Bryant set sail from Calcutta to New Zealand, via Singapore, on 1 October. He wrote afterwards "These had been four and a half glorious months amid the grandest mountains in the world attempting work which must appeal to all mountaineers, working with men whose mountaineering ability was beyond all praise, and whose companionship is something to be treasured throughout life."

Bryant and Tilman had not acclimatised to altitudes above about 23000 ft, though Tilman had not suffered so badly. For this reason neither was included on the full-scale 1936 summit expedition. However, Tilman soon showed that any failure was not necessarily consistent – in 1936 he led an expedition that reached the summit of Nanda Devi at 25646 ft which at that time was the highest summit ever reached, assuming that Mallory and Irvine hadn't made it to the summit of Mount Everest in 1924.
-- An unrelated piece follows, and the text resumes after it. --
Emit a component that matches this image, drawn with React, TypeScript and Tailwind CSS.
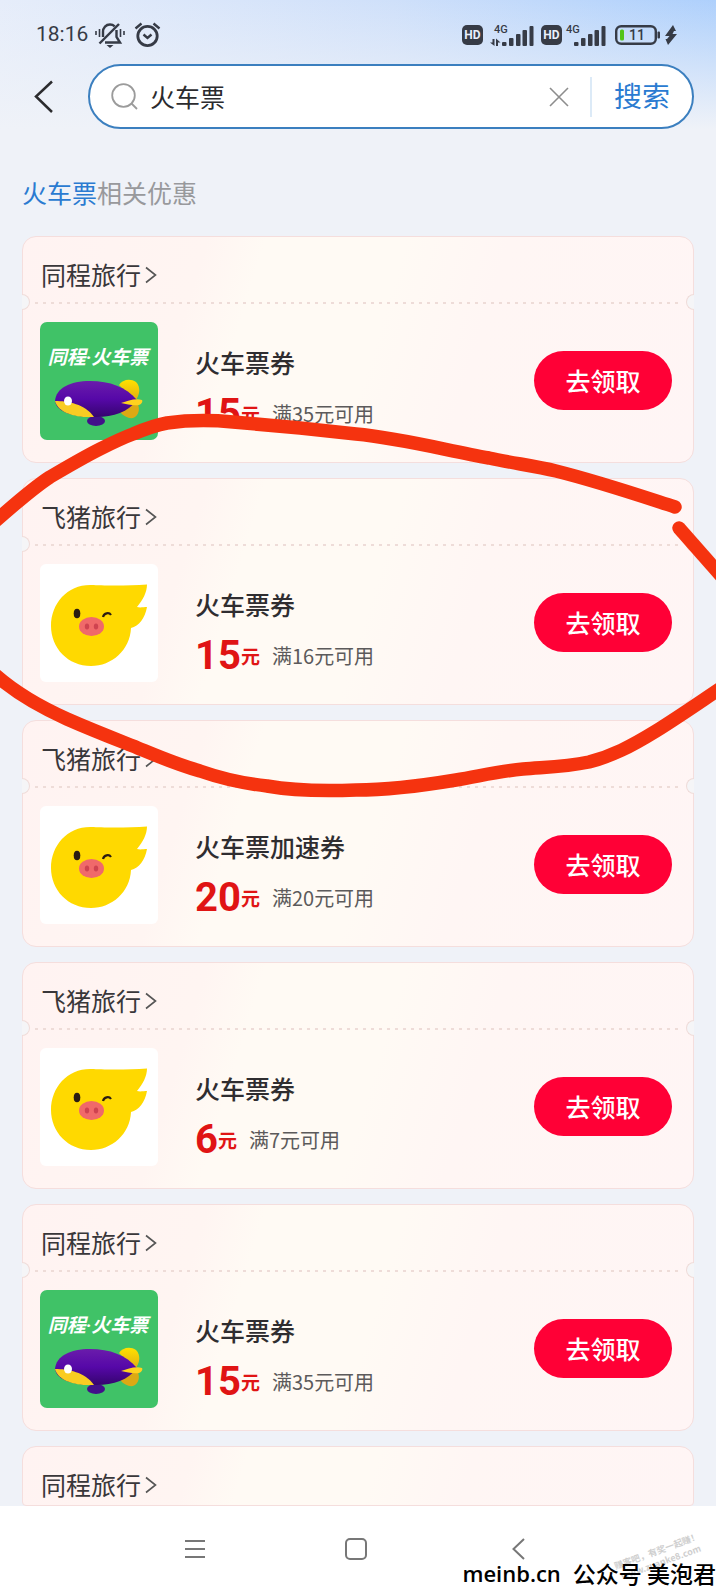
import { useState } from 'react';

type Brand = 'tongcheng' | 'fliggy';

type Coupon = {
  id: number;
  brand: Brand;
  title: string;
  amount: number;
  threshold: number;
};

const BRAND_NAMES: Record<Brand, string> = {
  tongcheng: '同程旅行',
  fliggy: '飞猪旅行',
};

const COUPONS: Coupon[] = [
  { id: 1, brand: 'tongcheng', title: '火车票券', amount: 15, threshold: 35 },
  { id: 2, brand: 'fliggy', title: '火车票券', amount: 15, threshold: 16 },
  { id: 3, brand: 'fliggy', title: '火车票加速券', amount: 20, threshold: 20 },
  { id: 4, brand: 'fliggy', title: '火车票券', amount: 6, threshold: 7 },
  { id: 5, brand: 'tongcheng', title: '火车票券', amount: 15, threshold: 35 },
];

const CARD =
  'relative border border-[#f5dedd] bg-[linear-gradient(107deg,#fff3f2_0%,#fff5f2_25%,#fffaf4_33%,#fffaf4_52%,#fff6f4_66%,#fff5f5_100%)]';

function MutedBell() {
  return (
    <svg width="30" height="26" viewBox="0 0 30 26" fill="none" stroke="#363b46" strokeWidth="2.400" aria-hidden="true">
      <path d="M8 15V10C8 5.500 11 2.500 15 2.500C17 2.500 18.500 3.200 19.700 4.300M21.500 8V15L25 20.500H10" />
      <path d="M4.500 21.500L24 2" strokeWidth="2.400" />
      <path d="M11.500 23H18.500L15 26Z" fill="#363b46" stroke="none" />
      <path d="M1 9V13M4.500 7V15M25.500 7V15M29 9V13" strokeWidth="1.600" />
    </svg>
  );
}

function AlarmIcon() {
  return (
    <svg width="27" height="26" viewBox="0 0 27 26" fill="none" stroke="#363b46" strokeWidth="2.800" aria-hidden="true">
      <circle cx="13.500" cy="14" r="9.700" />
      <path d="M9.500 12.500L13.500 16L17.500 12.500" strokeWidth="2.400" />
      <path d="M1.500 6.500L7.500 1.500M25.500 6.500L19.500 1.500" strokeWidth="2.400" />
    </svg>
  );
}

function HdBadge() {
  return (
    <span className="flex h-5 w-[21px] items-center justify-center rounded-[5px] bg-[#363b46] text-[12px] font-bold text-[#e9f0fc]">
      HD
    </span>
  );
}

function Signal({ data = false }: { data?: boolean }) {
  return (
    <svg width="44" height="24" viewBox="0 0 44 24" fill="#363b46" aria-hidden="true">
      <text x="4" y="10" fontSize="11" fontFamily="Roboto, sans-serif" fontWeight="500">
        4G
      </text>
      {data && <path d="M2.500 16H4.500V23L0 19.500H2.500ZM6 23V15.500L10.500 19.500H8V23Z" />}
      <rect x="12" y="19" width="4.500" height="4" rx="1" />
      <rect x="19" y="15" width="4.500" height="8" rx="1" />
      <rect x="26" y="11" width="4.500" height="12" rx="1" />
      <rect x="32.500" y="7" width="4.500" height="16" rx="1" />
      <rect x="39.500" y="3" width="4" height="20" rx="1" />
    </svg>
  );
}

function Battery() {
  return (
    <svg width="46" height="20" viewBox="0 0 46 20" aria-hidden="true">
      <rect x="1.200" y="1.200" width="39.600" height="17.600" rx="5" fill="none" stroke="#363b46" strokeWidth="2.400" />
      <rect x="5" y="4.500" width="4" height="11" rx="1.500" fill="#52c41a" />
      <rect x="42.500" y="6.500" width="2.500" height="7" rx="1" fill="#363b46" />
      <text x="22" y="15" fontSize="14" fontFamily="Roboto, sans-serif" fontWeight="500" textAnchor="middle" fill="#363b46">
        11
      </text>
    </svg>
  );
}

function StatusBar() {
  return (
    <div className="flex h-16 items-center justify-between pt-1.5 pr-[39px] pl-9 font-['Roboto',sans-serif] text-[#363b46]">
      <div className="flex items-center">
        <span className="w-[59px] text-[21px]">18:16</span>
        <MutedBell />
        <span className="ml-[9px]">
          <AlarmIcon />
        </span>
      </div>
      <div className="flex items-center">
        <HdBadge />
        <span className="mx-[7px]">
          <Signal data />
        </span>
        <HdBadge />
        <span className="mr-[9px]">
          <Signal />
        </span>
        <Battery />
        <svg className="ml-1" width="12" height="20" viewBox="0 0 12 20" fill="#363b46" aria-hidden="true">
          <path d="M8 0L0 11H4.500L2 14H0.500L3 20L12 9H7.500L9 6H11Z" />
        </svg>
      </div>
    </div>
  );
}

function SearchBar() {
  const [query, setQuery] = useState('火车票');

  return (
    <div className="flex items-center pr-[22px] pl-[34px]">
      <button type="button" aria-label="返回" className="w-[54px] shrink-0">
        <svg width="20" height="34" viewBox="0 0 20 34" fill="none" stroke="#2b2b2e" strokeWidth="2.500">
          <path d="M18 1.500L2 16.500L18 32" />
        </svg>
      </button>
      <form
        role="search"
        onSubmit={(e) => e.preventDefault()}
        className="flex h-[65px] min-w-0 flex-1 items-center rounded-full border-2 border-[#3b7fbf] bg-white pl-[21px]"
      >
        <svg className="shrink-0" width="27" height="27" viewBox="0 0 27 27" fill="none" stroke="#9b9b9b" strokeWidth="1.800" aria-hidden="true">
          <circle cx="12.500" cy="12.500" r="11.300" />
          <path d="M20.500 20.500L26 26" />
        </svg>
        <input
          aria-label="搜索内容"
          value={query}
          onChange={(e) => setQuery(e.target.value)}
          className="ml-3 min-w-0 flex-1 text-[25px] text-[#2b2b2e] outline-none"
        />
        <button type="button" aria-label="清除" onClick={() => setQuery('')} className="mr-[21px]">
          <svg width="20" height="20" viewBox="0 0 20 20" stroke="#8d8d8d" strokeWidth="1.600">
            <path d="M1 1L19 19M19 1L1 19" />
          </svg>
        </button>
        <button type="submit" className="h-10 border-l-2 border-[#dceaf7] pr-[22px] pb-1 pl-[22px] text-[28px] leading-9 text-[#2a7bd1]">
          搜索
        </button>
      </form>
    </div>
  );
}

function TongchengLogo() {
  return (
    <svg className="size-[118px] shrink-0" viewBox="0 0 118 118" role="img" aria-label="同程火车票">
      <defs>
        <linearGradient id="blimp" x1="0" y1="0" x2="0" y2="1">
          <stop offset="0" stopColor="#6a1cab" />
          <stop offset="0.500" stopColor="#5608a8" />
          <stop offset="1" stopColor="#35046f" />
        </linearGradient>
        <linearGradient id="fin" x1="0" y1="0" x2="0" y2="1">
          <stop offset="0" stopColor="#ffe100" />
          <stop offset="1" stopColor="#e0ad12" />
        </linearGradient>
      </defs>
      <rect width="118" height="118" rx="7" fill="#40c267" />
      <text
        x="58"
        y="42"
        textAnchor="middle"
        fontSize="19"
        fontWeight="700"
        fontStyle="italic"
        fontFamily="Roboto, 'Noto Sans CJK SC', sans-serif"
        fill="#fff"
      >
        同程·火车票
      </text>
      <path d="M79 63C82 58 90 56 96 60C101 65 100 73 95 79Z" fill="url(#fin)" />
      <path d="M80 90C86 97 94 98 97 93C100 89 99 84 97 80Z" fill="#dca914" />
      <ellipse cx="56" cy="99" rx="9" ry="5" fill="#42108a" />
      <path d="M15 79C16 66 30 59 50 59C70 59 86 65 97 78C88 90 74 95 56 95C34 95 17 91 15 79Z" fill="url(#blimp)" />
      <path d="M15 79C28 79 45 82 54 95C36 96 18 91 15 79Z" fill="#f9cc22" />
      <path d="M81 81C88 79 95 76 102 78C103 79 102 82 99 83C93 84 87 82 81 81Z" fill="#ffd21f" />
      <ellipse cx="28" cy="79" rx="4" ry="4.500" fill="#fff" />
    </svg>
  );
}

function FliggyLogo() {
  return (
    <svg className="size-[118px] shrink-0" viewBox="0 0 118 118" role="img" aria-label="飞猪">
      <rect width="118" height="118" rx="6" fill="#fff" />
      <path
        d="M11 62C11 39 28 20 52 21C60 21.500 88 22 107 20.500C107 28 103 36 97 43C100 44 104 43 107 43C105 54 99 62 91 64C90 86 72 102 51 102C28 102 11 84 11 62Z"
        fill="#ffd900"
      />
      <ellipse cx="37" cy="49.500" rx="3.300" ry="4.800" fill="#2a1c12" />
      <path d="M63 53C64 49 69 48 71 51" fill="none" stroke="#2a1c12" strokeWidth="2.200" />
      <ellipse cx="51.500" cy="62.500" rx="12.500" ry="9.500" fill="#f0696a" />
      <ellipse cx="47" cy="62.500" rx="2.200" ry="3" fill="#cf4350" />
      <ellipse cx="56" cy="62.500" rx="2.200" ry="3" fill="#cf4350" />
    </svg>
  );
}

function BrandLink({ brand }: { brand: Brand }) {
  return (
    <a href="#" className="flex h-[65px] items-center pt-[11px] pl-[18px] text-[25px] text-[#39373a]">
      {BRAND_NAMES[brand]}
      <svg className="ml-1" width="12" height="18" viewBox="0 0 12 18" fill="none" stroke="#555" strokeWidth="1.600" aria-hidden="true">
        <path d="M1 1.500L10.500 9L1 16.500" />
      </svg>
    </a>
  );
}

function CouponCard({ coupon }: { coupon: Coupon }) {
  return (
    <article className={`${CARD} rounded-[14px]`}>
      <BrandLink brand={coupon.brand} />
      <div className="mx-3 h-0.5 bg-[repeating-linear-gradient(90deg,#eedcd8_0_3px,transparent_3px_8px)]" />
      <span className="absolute top-[57px] -left-px h-4 w-2 rounded-r-full border border-l-0 border-[#efdcd9] bg-[#f5f5f7]" />
      <span className="absolute top-[57px] -right-px h-4 w-2 rounded-l-full border border-r-0 border-[#efdcd9] bg-[#f5f5f7]" />

      <div className="flex h-[158px] items-center pr-[21px] pb-[5px] pl-[17px]">
        {coupon.brand === 'fliggy' ? <FliggyLogo /> : <TongchengLogo />}
        <div className="mt-[18px] ml-[37px] flex-1">
          <h2 className="text-[25px] leading-8 font-medium text-[#2f2d30]">{coupon.title}</h2>
          <p className="mt-4 flex items-center leading-10">
            <span className="font-['Roboto',sans-serif] text-[40px] font-bold text-[#e01414]">{coupon.amount}</span>
            <span className="text-[19px] font-bold text-[#e01414]">元</span>
            <span className="ml-3 text-[20px] text-[#5c5a5b]">满{coupon.threshold}元可用</span>
          </p>
        </div>
        <button type="button" className="h-[59px] w-[138px] shrink-0 rounded-full bg-[#ff0036] text-[25px] font-medium text-white">
          去领取
        </button>
      </div>
    </article>
  );
}

function NavBar() {
  return (
    <nav className="relative h-[87px] overflow-hidden bg-white">
      <div className="flex justify-around pt-8 pr-[117px] pl-[114px]">
        <button type="button" aria-label="菜单">
          <svg width="22" height="22" viewBox="0 0 22 22" stroke="#777" strokeWidth="2">
            <path d="M1 3H21M1 11H21M1 19H21" />
          </svg>
        </button>
        <button type="button" aria-label="主页">
          <svg width="22" height="22" viewBox="0 0 22 22" fill="none" stroke="#777" strokeWidth="2">
            <rect x="1" y="1" width="20" height="20" rx="4" />
          </svg>
        </button>
        <button type="button" aria-label="后退">
          <svg width="22" height="22" viewBox="0 0 22 22" fill="none" stroke="#777" strokeWidth="2">
            <path d="M17 1L6.500 11L17 21" />
          </svg>
        </button>
      </div>
      <p className="absolute right-3 bottom-6 -rotate-[20deg] text-center text-[9px] leading-3 font-bold text-[#cfcfcf]">
        赚客吧，有奖一起赚！
        <br />
        www.zuanke8.com
      </p>
      <p className="absolute right-0 bottom-0 flex gap-3 text-[23px] leading-10 font-medium whitespace-nowrap text-black">
        <span className="font-['Open_Sans',sans-serif] text-[22px] font-semibold">meinb.cn</span>
        <span>公众号 美泡君</span>
      </p>
    </nav>
  );
}

// Freehand marker loop around the second coupon
function MarkerLoop() {
  return (
    <svg
      className="pointer-events-none absolute top-0 left-0 w-full"
      viewBox="0 0 716 1593"
      fill="none"
      stroke="#f5330f"
      strokeWidth="13.500"
      strokeLinecap="round"
      strokeLinejoin="round"
      aria-hidden="true"
    >
      <path d="M-8 524C12 507 30 490 50 477C67 467 84 457 100 449C112 443 122 438 133 434C145 429 156 425 167 423C189 420 211 420 233 422C256 424 278 426 300 428L356 434C400 438 445 450 489 458C512 463 535 466 556 471C600 482 635 494 675 507" />
      <path d="M679 528L724 579" />
      <path d="M724 686C700 702 680 716 656 731C630 747 612 756 589 762C565 767 548 767 523 769C500 771 480 776 456 780C420 786 390 790 356 790C330 791 295 791 267 786C240 783 220 778 200 771C175 764 155 755 133 746C105 735 92 730 67 719C40 707 15 693 -8 672" />
    </svg>
  );
}

export default function App() {
  return (
    <div className="relative min-h-screen overflow-hidden bg-[#eff2f8] font-['Noto_Sans_CJK_SC',sans-serif]">
      <header className="bg-[linear-gradient(180deg,transparent_0%,#eff2f8_100%),linear-gradient(90deg,#e6edfa_0%,#cfe0fa_55%,#aed0fc_100%)]">
        <StatusBar />
        <SearchBar />
      </header>
      <main className="px-[22px]">
        <h1 className="mt-[45px] mb-[26px] text-[25px] leading-9 text-[#98999c]">
          <span className="text-[#2a7bd1]">火车票</span>相关优惠
        </h1>
        <div className="flex flex-col gap-[15px]">
          {COUPONS.map((coupon) => (
            <CouponCard key={coupon.id} coupon={coupon} />
          ))}
          <article className={`${CARD} h-[60px] rounded-t-[14px] rounded-b-sm`}>
            <BrandLink brand="tongcheng" />
          </article>
        </div>
      </main>
      <NavBar />
      <MarkerLoop />
    </div>
  );
}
== Return to New Zealand ==

Bryant resumed teaching in the South Island and in 1938 made the first ascent of Mount Cook by its east ridge. That year he took a Carnegie Educational Fellowship at London University, returning to New Zealand teaching for most of World War II. He got married in 1941 and in 1946 was appointed head teacher at an Auckland high school. Although further from the mountains, he continued climbing and taking pupils on expeditions. He wrote a book New Zealanders and Everest, published in 1953. (Note: He published his book and journal articles as "L. V. Bryant".) In 1957 Bryant was killed in a road traffic accident.

In 1951 Shipton was appointed as leader of another reconnaissance of the Everest approaches, this time from Nepal. Remembering Bryant's climbing skills and good humour, which he ascribed to his New Zealand heritage, and hearing of Ed Hillary's success on his first Himalayan expedition, he invited Hillary to join the party. It was Hillary's success there that led to his inclusion in the 1953 British Mount Everest expedition.